Fregata Hill, via Medium Trek
Berbeda dari saat ini, dahulu saat populasinya masih sedikit, Komodo-komodo tidak berburu sendiri. Namun harus  diberi makan daging segar secara rutin sebagai upaya pelestarian. Itu kenapa menurut ranger yang menemani kami mengatakan, bahwa Komodo mitosnya sangat tertarik dengan warna merah yang identik dengan darah. Dan entah ini adalah sebuah kebetulan atau memang mitos itu terbukti benar, dalam perjalan medium trek yang kami pilih, luckly kami bertemu dengan seekor komodo berukuran besar yang tiba-tiba muncul dari sisi semak-semak sebelah kanan.

Komodo #ceisar
Komodo #ceisar
Sepanjang trek kami bertemu dengan beberapa grup lain. Dan grup keren ini cukup beruntung karena mungkin menjadi satu-satunya grup yang langsung bertemu dengan komodo siang itu. Selain komodo, kita juga dapat menemui spesies hewan liar lainya dan suguhan pemendangan-pemandangan yang eksotis.

Damn, I Love Indonesia !!

Gili Laba
Malam ini kami dijadwalkan menginap di Gili laba. Kurang lebih 3-4 jam perjalanan dari Pulau Komodo. 
View dari Puncak Gili Laba
Seperti biasa sebagai penutup hari, untuk mendapatkan view yang maksimal, lagi-lagi kami harus trekking.
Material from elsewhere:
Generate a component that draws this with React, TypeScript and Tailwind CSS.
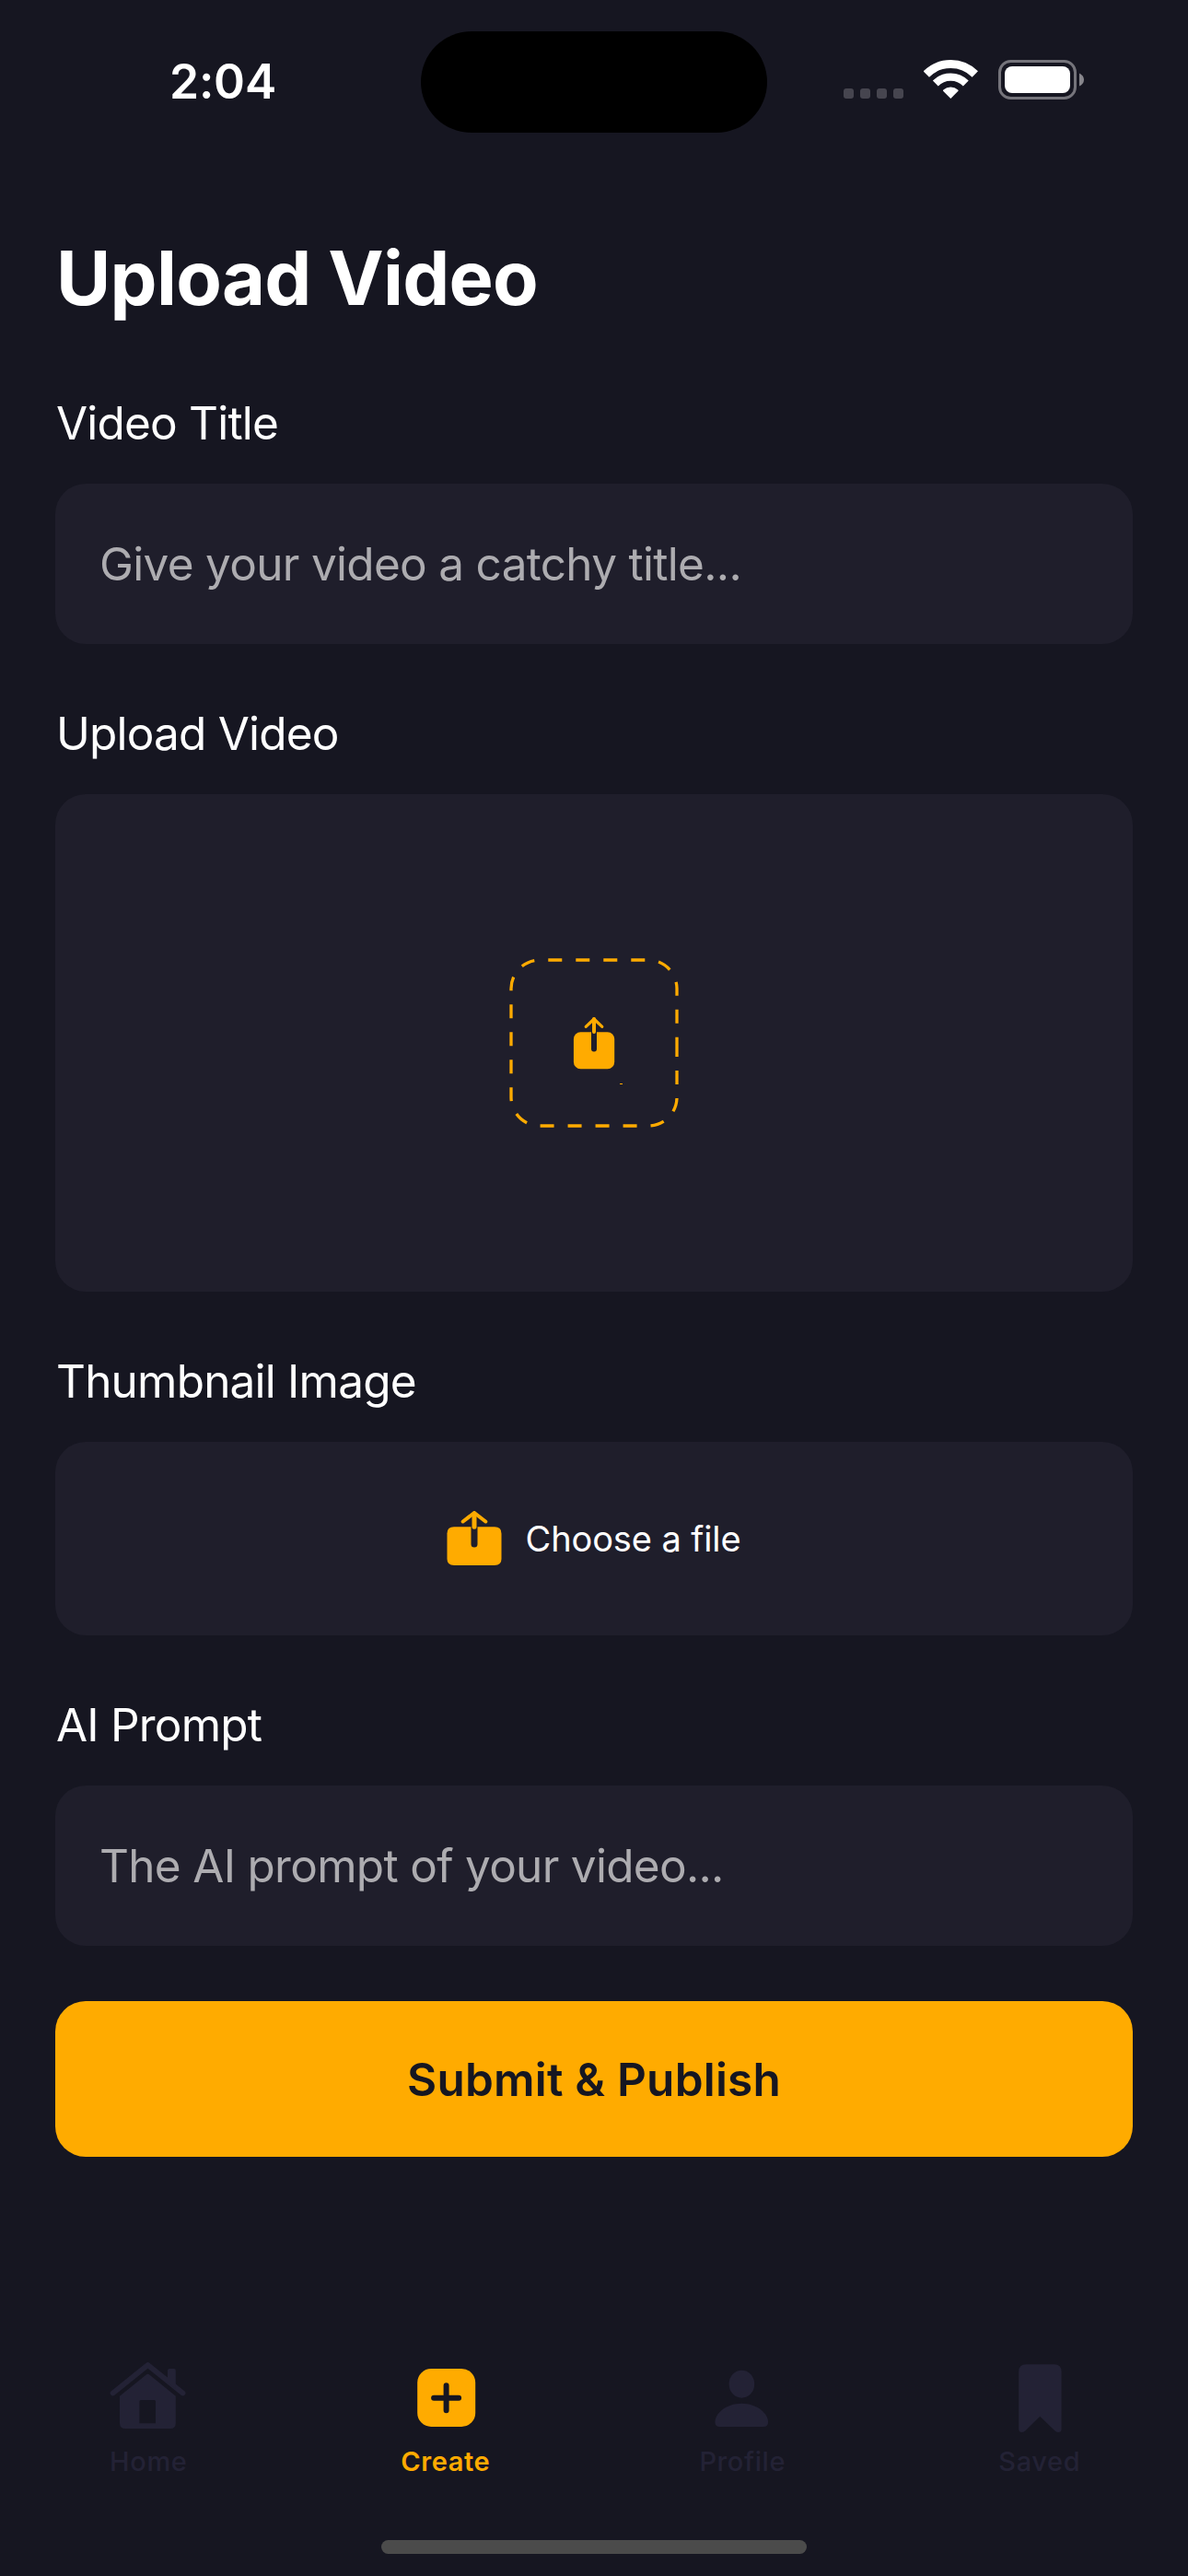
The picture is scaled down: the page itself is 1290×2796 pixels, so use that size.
import React from "react";

function UploadGlyph({ wide }: { wide?: boolean }) {
  if (wide) {
    return (
      <svg className="h-[60px] w-[60px] shrink-0" viewBox="0 0 60 60" fill="none">
        <path d="M8 17.3H52Q59.5 17.3 59.5 24.5V52Q59.5 59 52 59H8Q.5 59 .5 52V24.5Q.5 17.3 8 17.3Z" fill="#FFAB00" />
        <path d="M30 16V36" stroke="#1F1E2B" strokeWidth="7" strokeLinecap="round" />
        <path d="M30 3V17.2" stroke="#FFAB00" strokeWidth="5" strokeLinecap="round" />
        <path d="M17.7 11.5L30 2L42.3 11.5" stroke="#FFAB00" strokeWidth="4" strokeLinecap="round" strokeLinejoin="round" />
      </svg>
    );
  }
  return (
    <svg className="h-[60px] w-[46px]" viewBox="0 0 46 60" fill="none">
      <rect x=".9" y="18.2" width="44.3" height="40" rx="7.5" fill="#FFAB00" />
      <path d="M23 17V36.5" stroke="#1F1E2B" strokeWidth="6" strokeLinecap="round" />
      <path d="M23 4V18" stroke="#FFAB00" strokeWidth="4" strokeLinecap="round" />
      <path d="M14.2 12.4L23 4L31.8 12.4" stroke="#FFAB00" strokeWidth="3.2" strokeLinecap="round" strokeLinejoin="round" />
    </svg>
  );
}

function DashedFrame() {
  return (
    <svg className="absolute inset-0 h-[184px] w-[184px]" viewBox="0 0 184 184" fill="none">
      <path
        d="M182 92V150.9A31.1 31.1 0 0 1 150.9 182H33.1A31.1 31.1 0 0 1 2 150.9V33.1A31.1 31.1 0 0 1 33.1 2H150.9A31.1 31.1 0 0 1 182 33.1Z"
        stroke="#FFAB00"
        strokeWidth="3.3"
        strokeDasharray="15 15"
      />
      <rect x="120" y="136" width="3" height="1" fill="#FFAB00" />
    </svg>
  );
}

function StatusBar() {
  return (
    <header className="flex h-[177px] items-start">
      <div className="flex w-[457px] justify-center pt-[57px] pl-[27px]">
        <span className="text-[51.5px] leading-[62px] font-semibold tracking-[-0.2px] text-white">2:04</span>
      </div>
      <div className="mt-[34px] h-[110px] w-[376px] rounded-full bg-black" />
      <div className="mt-[65px] ml-[83px] flex h-[43px]">
        <div className="mt-[31px] flex gap-[7px]">
          {[0, 1, 2, 3].map((i) => (
            <span key={i} className="h-[11px] w-[11px] rounded-[3px] bg-[#46454F]" />
          ))}
        </div>
        <svg className="ml-[22px] h-[43px] w-[59px]" viewBox="0 0 59 43" fill="none">
          <g stroke="#fff">
            <path d="M2.8 15.5A37.5 37.5 0 0 1 55.8 15.5" strokeWidth="9" />
            <path d="M12.8 25.5A23.3 23.3 0 0 1 45.8 25.5" strokeWidth="8.3" />
          </g>
          <path d="M29.3 42L21.1 33.8Q20.7 33 21.4 32.4A12.5 12.5 0 0 1 37.2 32.4Q37.9 33 37.5 33.8Z" fill="#fff" />
        </svg>
        <svg className="ml-[22px] h-[43px] w-[94px]" viewBox="0 0 94 43" fill="none">
          <rect x="1.5" y="1.5" width="82" height="40" rx="12" stroke="#75747B" strokeWidth="3" />
          <rect x="7" y="7" width="71" height="29" rx="8" fill="#fff" />
          <path d="M88 14.5Q93 17 93 21.5Q93 26 88 28.5Z" fill="#87868C" />
        </svg>
      </div>
    </header>
  );
}

function Label({ children }: { children: React.ReactNode }) {
  return <h2 className="h-[62px] pl-px text-[49.5px] leading-[62px] tracking-[-0.8px] whitespace-nowrap text-white">{children}</h2>;
}

const panel = "rounded-[33px] bg-[#1F1E2B]";

function Tab({ label, active, children }: { label: string; active?: boolean; children: React.ReactNode }) {
  return (
    <button className={`flex flex-1 flex-col items-center ${active ? "text-[#FFAB00]" : "text-[#232235]"}`}>
      <span className="flex h-[84px] w-[84px] items-center justify-center">{children}</span>
      <span className={`mt-[10px] text-[29px] leading-[36px] tracking-[0.6px] ${active ? "font-semibold" : "font-medium"}`}>{label}</span>
    </button>
  );
}

export default function App() {
  return (
    <div className="flex h-[2796px] w-[1290px] flex-col overflow-hidden bg-[#161621] font-['Inter',sans-serif]">
      <StatusBar />
      <main className="flex flex-1 flex-col px-[60px] pt-[75px]">
        <h1 className="pl-px text-[81px] leading-[100px] font-bold tracking-[-0.7px] text-white">Upload Video</h1>

        <section className="mt-[76px]">
          <Label>Video Title</Label>
          <div className={`mt-[35px] flex h-[174px] items-center px-[48px] ${panel}`}>
            <span className="text-[49.5px] tracking-[-0.7px] text-[#ADACB0]">Give your video a catchy title...</span>
          </div>
        </section>

        <section className="mt-[66px]">
          <Label>Upload Video</Label>
          <div className={`mt-[35px] flex h-[540px] items-center justify-center ${panel}`}>
            <div className="relative flex h-[184px] w-[184px] items-center justify-center">
              <DashedFrame />
              <UploadGlyph />
            </div>
          </div>
        </section>

        <section className="mt-[66px]">
          <Label>Thumbnail Image</Label>
          <div className={`mt-[35px] flex h-[210px] items-center justify-center ${panel}`}>
            <UploadGlyph wide />
            <span className="ml-[25px] text-[38px] tracking-[-0.1px] text-white">Choose a file</span>
          </div>
        </section>

        <section className="mt-[66px]">
          <Label>AI Prompt</Label>
          <div className={`mt-[35px] flex h-[174px] items-center px-[48px] ${panel}`}>
            <span className="text-[49.5px] tracking-[-0.7px] text-[#ADACB0]">The AI prompt of your video...</span>
          </div>
        </section>

        <button className="mt-[60px] flex h-[169px] items-center justify-center rounded-[33px] bg-[#FFAB00] pt-px text-[49.5px] font-semibold tracking-[0.2px] text-[#161621]">
          Submit &amp; Publish
        </button>
      </main>

      <nav className="flex h-[197px] shrink-0">
        <Tab label="Home">
          <svg className="h-[84px] w-[84px]" viewBox="0 0 84 84" fill="none">
            <path d="M3.6 37.5L41.5 7L79.5 37.5" stroke="#232235" strokeWidth="5.8" strokeLinecap="round" strokeLinejoin="round" />
            <path d="M65 11H70Q71.8 11 71.8 13V33L63 26V13Q63 11 65 11Z" fill="#232235" />
            <path
              fillRule="evenodd"
              d="M39.5 17.7Q41.5 15.9 43.5 17.7L71.8 40.7V70Q71.8 76 66 76H17Q11 76 11 70V40.7ZM34 45Q32.4 45 32.4 46.5V70.3H50V46.5Q50 45 48.5 45Z"
              fill="#232235"
            />
          </svg>
        </Tab>
        <Tab label="Create" active>
          <svg className="h-[84px] w-[84px]" viewBox="0 0 84 84" fill="none">
            <rect x="11.2" y="11" width="63" height="63" rx="15" fill="#FFAB00" />
            <path d="M29.1 42.7H56.1M42.6 29.2V56.2" stroke="#161621" strokeWidth="6" strokeLinecap="round" />
          </svg>
        </Tab>
        <Tab label="Profile">
          <svg className="h-[84px] w-[84px]" viewBox="0 0 84 84" fill="#232235">
            <ellipse cx="41.4" cy="27.7" rx="13.8" ry="15" />
            <path d="M12.4 69C12.4 60 24 48.7 41.3 48.7S70.1 60 70.1 69Q70.1 74 65 74H17.500Q12.4 74 12.4 69Z" />
          </svg>
        </Tab>
        <Tab label="Saved">
          <svg className="h-[84px] w-[84px]" viewBox="0 0 84 84" fill="#232235">
            <path d="M19.2 14.3Q19.2 6.3 27.2 6.3H57.6Q65.6 6.3 65.6 14.3V76.5Q65.6 80 62 80Q60 80 58.6 78.6L42.3 62.7L26.2 78.6Q24.8 80 22.8 80Q19.2 80 19.2 76.5Z" />
          </svg>
        </Tab>
      </nav>
      <div className="flex h-[39px] shrink-0 justify-center">
        <div className="h-[15px] w-[462px] rounded-full bg-[#4B4B4B]" />
      </div>
    </div>
  );
}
Namun berbeda dengan jalur di Pulau padar, gili laba terlihat terjal dan membutuhkan upaya lebih untuk sampai ke puncak. Jalur trek disini juga sepertinya dapat sekaligus mengelilingi pulau. Savana yang terlihat berwarna hijau kekuningan, ditambah view sunset di puncak bukit, dijamin membuat kita susah berpaling dari tempat ini.
Gili Laba
Jalur Treking
Treking ke Puncak



Hari Ketiga
Manta Point
Perjalanan Hari ketiga dan sekaligus hari terahir live on board di Labuan Bajo, spot pertama yang dikunjungi adalah manta point. Spot ini bukan terletak di gugusan pulau atau pantai seperti spot-spot sebelumnya, melainkan betul-betul terletak di laut lepas. Diberi nama manta point karena disini banyak terdapat spesies ikan Manta. Menurut beberapa literature, Manta termasuk keluarga ikan Pari dan masih sering terlihat di perairan dangkal. Di titik pertemuan pertama, kami masih belum bisa menemukan Manta. Tapi di spot kedua, yang lagi-lagi menjadi keberuntungan kami, beberapa ikan manta terlihat disini. Berikut gw post dari video @andy wiryanto yang sempat dive dan mengejar penampakan Manta.

Pulau Kanawa
Welcome to Kanawa. Seperti halnya Cubadak Paradiso di Sumatera Barat, Kanawa resort kabarnya juga dikelola oleh bule. Di tempat ini terdapat pavilion-paviliun kecil untuk pengunjung-pengunjung yang menginap. Hanya saja Kanawa resort dibebaskan untuk pengunjung yang ingin merapat. Tidak dipungut biaya. Dari beberapa spot snorkeling beberapa hari terahir, Kanawa termasuk yang memiliki view bawah laut yang terbaik.
Puncak Kanawa

pengunjung snorkeling
Finding Nemo #Andy Wiryanto
wefie di puncak kanawa
Pulau Bidadari
Adalah pulau terahir yang kami kunjungi sebagai spot snorkeling dan pemberhentian sebelum menepi ke dermaga. Kondisi alam bawah lautnya tidak kalah indah seperti halnya di pulau yang lain.
Bawah Laut Pulau Bidadari

Air yang masih jernih
Malam ini kami menginap di penginapan CF Komodo sebelum melanjutkan perjalanan ke Wae Rebo. Penginapannya bersih dan cukup nyaman untuk sekedar mengistirahatkan badan yang sudah mulai terasa pegal dan perih karena sengatan matahari.